[Date Prev][Date Next][Thread Prev][Thread Next][Date Index][Thread Index]
Re: Performance issue of find function in Gluster File System
From: |
Pierre Gaston |
Subject: |
Re: Performance issue of find function in Gluster File System |
Date: |
Thu, 17 Aug 2017 08:52:15 +0300 |
On Wed, Aug 16, 2017 at 11:02 PM, Zhao Li <lizhao.informatics@gmail.com>
wrote:
> Hi,
>
> I found there is a big difference of time performance between "ls" function
> and "find" function in Gluster File System
> <https://gluster.readthedocs.io/en/latest/Administrator%20Gu
> ide/GlusterFS%20Introduction/>.
> Here is the minimal working example.
>
> mkdir tmp
> touch tmp/{000..300}.txt
>
> time find ./ -path '*tmp*' -name '*.txt'> /dev/null
> real 0m42.629s
> user 0m0.675s
> sys 0m1.438s
>
> time ls tmp/*.txt > /dev/null
> real 0m0.042s
> user 0m0.003s
> sys 0m0.003s
>
> So I am wondering what C code you use for "ls" and "find" and how you
> explain "*" in "ls" and "find" to lead to this big difference in Gluster
> File System.
>
> Thanks a lot.
> Zhao
>
There are several differences, first note that "ls" is not the one finding
the files.
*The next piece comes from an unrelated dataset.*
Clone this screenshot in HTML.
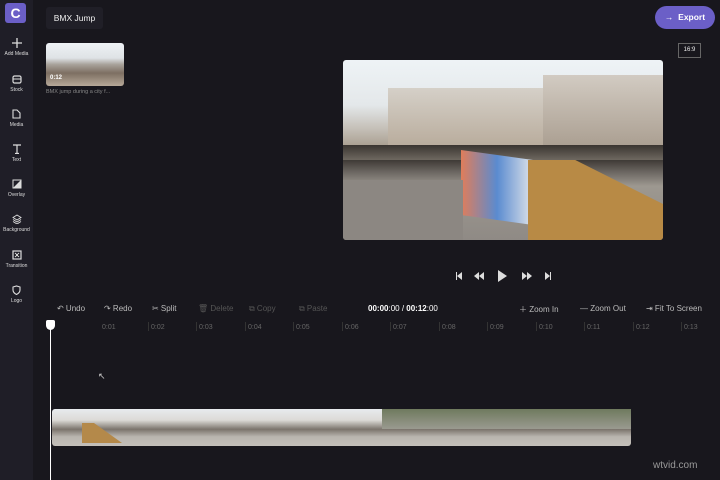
<!DOCTYPE html><html><head><style>
*{margin:0;padding:0;box-sizing:border-box}
body{width:720px;height:480px;background:#18171d;font-family:"Liberation Sans",sans-serif;color:#ddd;position:relative;overflow:hidden}
.a{position:absolute}
.side{left:0;top:0;width:33px;height:480px;background:#1f1e27}
.si{position:absolute;left:0;width:33px;text-align:center;font-size:5px;color:#ddd}
.si svg{display:block;margin:0 auto 3px}
.tb{font-size:8px;color:#bbb;top:304px}
.tb.d{color:#555}
.rl{top:324px;font-size:7px;color:#666}
.tick{top:322px;width:1px;height:9px;background:#333}
</style></head><body>
<div class="a side"></div>
<div class="a" style="left:5px;top:3px;width:21px;height:20px;background:#6b5fc7;border-radius:3px;color:#fff;font-weight:bold;font-size:14px;text-align:center;line-height:20px">C</div>
<div class="si" style="top:38px"><svg width="10" height="10"><path d="M5 0v10M0 5h10" stroke="#ddd" stroke-width="1.3"/></svg>Add Media</div>
<div class="si" style="top:75px"><svg width="10" height="9"><rect x="1" y="1" width="8" height="7" rx="1.5" fill="none" stroke="#ddd" stroke-width="1.2"/><path d="M1 4h8" stroke="#ddd"/></svg>Stock</div>
<div class="si" style="top:109px"><svg width="9" height="10"><path d="M1 1h4l3 3v5H1z" fill="none" stroke="#ddd" stroke-width="1.1"/></svg>Media</div>
<div class="si" style="top:144px"><svg width="10" height="10"><path d="M1 1h8M5 1v9M3 9.5h4" stroke="#ddd" stroke-width="1.2"/></svg>Text</div>
<div class="si" style="top:179px"><svg width="10" height="10"><rect x="1" y="1" width="8" height="8" fill="none" stroke="#ddd"/><path d="M1 9L9 1V9z" fill="#ddd"/></svg>Overlay</div>
<div class="si" style="top:214px"><svg width="10" height="10"><path d="M5 1L9 3.5 5 6 1 3.5z M1 5.5l4 2.5 4-2.5M1 7.5l4 2.5 4-2.5" fill="none" stroke="#ddd" stroke-width=".9"/></svg>Background</div>
<div class="si" style="top:250px"><svg width="10" height="10"><rect x="1" y="1" width="8" height="8" fill="none" stroke="#ddd" stroke-width="1.2"/><path d="M3 3l2 2-2 2M7 3L5 5l2 2" stroke="#ddd"/></svg>Transition</div>
<div class="si" style="top:285px"><svg width="9" height="10"><path d="M1 2l3.5-1 3.5 1v3c0 2-1.5 3.5-3.5 4.5C2.5 8.5 1 7 1 5z" fill="none" stroke="#ddd" stroke-width="1.1"/></svg>Logo</div>

<div class="a" style="left:46px;top:7px;width:57px;height:22px;background:#201f27;border-radius:3px;font-size:8.5px;color:#eee;line-height:22px;text-align:center">BMX Jump</div>
<div class="a" style="left:46px;top:43px;width:78px;height:43px;border-radius:3px;background:linear-gradient(#eef2f5 0,#dfe3e6 35%,#a8a29a 50%,#7d6f62 70%,#b6a898 100%)"></div>
<div class="a" style="left:50px;top:75px;font-size:6px;color:#fff;font-weight:bold">0:12</div>
<div class="a" style="left:46px;top:89px;font-size:5.5px;color:#888">BMX jump during a city f...</div>

<div class="a" style="left:655px;top:6px;width:60px;height:23px;border-radius:12px;background:#6b5fc7;color:#fff;font-size:8.5px;font-weight:bold;line-height:23px;text-align:center">→&nbsp; Export</div>
<div class="a" style="left:678px;top:43px;width:23px;height:15px;border:1px solid #666;font-size:6px;color:#eee;text-align:center;line-height:13px">16:9</div>

<div class="a" style="left:343px;top:60px;width:320px;height:180px;border-radius:3px;overflow:hidden;background:linear-gradient(#eef3f6 0,#e4e8ea 25%,#c5c0b8 38%,#a49888 50%,#3b3632 55%,#6a6560 62%,#9d9890 70%,#8f8a85 100%)">
<div class="a" style="left:45px;top:28px;width:160px;height:60px;background:linear-gradient(#d5d0c8,#b8ab9b)"></div>
<div class="a" style="left:200px;top:15px;width:120px;height:75px;background:linear-gradient(#d2cbc2,#a99d8f)"></div>
<div class="a" style="left:0;top:85px;width:320px;height:15px;background:linear-gradient(#3a3530,#6e6860)"></div>
<div class="a" style="left:118px;top:95px;width:72px;height:65px;background:linear-gradient(90deg,#e07d5a,#5a8bd0,#e0e4ea);transform:skewY(8deg)"></div>
<div class="a" style="left:185px;top:100px;width:135px;height:80px;background:#b88a45;clip-path:polygon(0 0,35% 0,100% 55%,100% 100%,0 100%)"></div>
<div class="a" style="left:0;top:120px;width:120px;height:60px;background:#8c8782"></div>
</div>

<svg class="a" style="left:450px;top:269px" width="106" height="14" fill="#ddd">
<path d="M6 3v8h1V3zM12 3L7 7l5 4z"/>
<path d="M34 3l-5 4 5 4zM29 3l-5 4 5 4z"/>
<path d="M48 1v12l9-6z"/>
<path d="M72 3l5 4-5 4zM77 3l5 4-5 4z"/>
<path d="M95 3l5 4-5 4zM100 3v8h1V3z"/>
</svg>

<div class="a tb" style="left:57px">↶ Undo</div>
<div class="a tb" style="left:104px">↷ Redo</div>
<div class="a tb" style="left:152px">✂ Split</div>
<div class="a tb d" style="left:198px">🗑 Delete</div>
<div class="a tb d" style="left:249px">⧉ Copy</div>
<div class="a tb d" style="left:299px">⧉ Paste</div>
<div class="a tb" style="left:368px;color:#fff"><b>00:00</b>:00 / <b>00:12</b>:00</div>
<div class="a tb" style="left:519px">＋ Zoom In</div>
<div class="a tb" style="left:580px">— Zoom Out</div>
<div class="a tb" style="left:646px">⇥ Fit To Screen</div>

<div class="a rl" style="left:102px">0:01</div><div class="a rl" style="left:151px">0:02</div><div class="a rl" style="left:199px">0:03</div><div class="a rl" style="left:248px">0:04</div><div class="a rl" style="left:296px">0:05</div><div class="a rl" style="left:345px">0:06</div><div class="a rl" style="left:393px">0:07</div><div class="a rl" style="left:442px">0:08</div><div class="a rl" style="left:490px">0:09</div><div class="a rl" style="left:539px">0:10</div><div class="a rl" style="left:587px">0:11</div><div class="a rl" style="left:636px">0:12</div><div class="a rl" style="left:684px">0:13</div>
<div class="a tick" style="left:148px"></div><div class="a tick" style="left:196px"></div><div class="a tick" style="left:245px"></div><div class="a tick" style="left:293px"></div><div class="a tick" style="left:342px"></div><div class="a tick" style="left:390px"></div><div class="a tick" style="left:439px"></div><div class="a tick" style="left:487px"></div><div class="a tick" style="left:536px"></div><div class="a tick" style="left:584px"></div><div class="a tick" style="left:633px"></div><div class="a tick" style="left:681px"></div>

<div class="a" style="left:52px;top:409px;width:579px;height:37px;border-radius:3px;background:linear-gradient(#e8ebee 0,#dcdad6 30%,#7b746c 55%,#b9b5af 75%,#c4c0ba 100%)">
<div class="a" style="left:330px;top:0;width:249px;height:20px;background:linear-gradient(#6f7a5e,#9a9a90)"></div>
<div class="a" style="left:30px;top:14px;width:40px;height:20px;background:#b4894a;clip-path:polygon(0 0,30% 0,100% 100%,0 100%)"></div>
</div>
<div class="a" style="left:50px;top:322px;width:1px;height:158px;background:#fff"></div>
<div class="a" style="left:46px;top:320px;width:9px;height:10px;background:#fff;border-radius:2px 2px 5px 5px"></div>
<div class="a" style="left:98px;top:371px;font-size:9px;color:#ccc">↖</div>
<div class="a" style="left:653px;top:460px;font-size:10px;color:#999">wtvid.com</div>
</body></html>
The shell is expanding *.txt then ls is passed all the files as
arguments.
*.txt is not recursive so only the files directly under /tmp will be search
In your find command, -path matches the whole path (/ included) and your
find command will descend in all the directories, whether they match tmp or
not, so depending on where you started to search from, it may search your
whole / partition.
A more comparable command would be:
find /tmp -name tmp -o -prune -name '*.txt' -print
or if your find command supports it:
find /tmp -maxdepth 1 -name '*.txt'
Note also that ls and find are separate tools that are not developed along
with bash.
For gnu find: https://www.gnu.org/software/findutils/
For gnu ls: https://www.gnu.org/software/coreutils/coreutils.html
But there are also other implementation for various systems.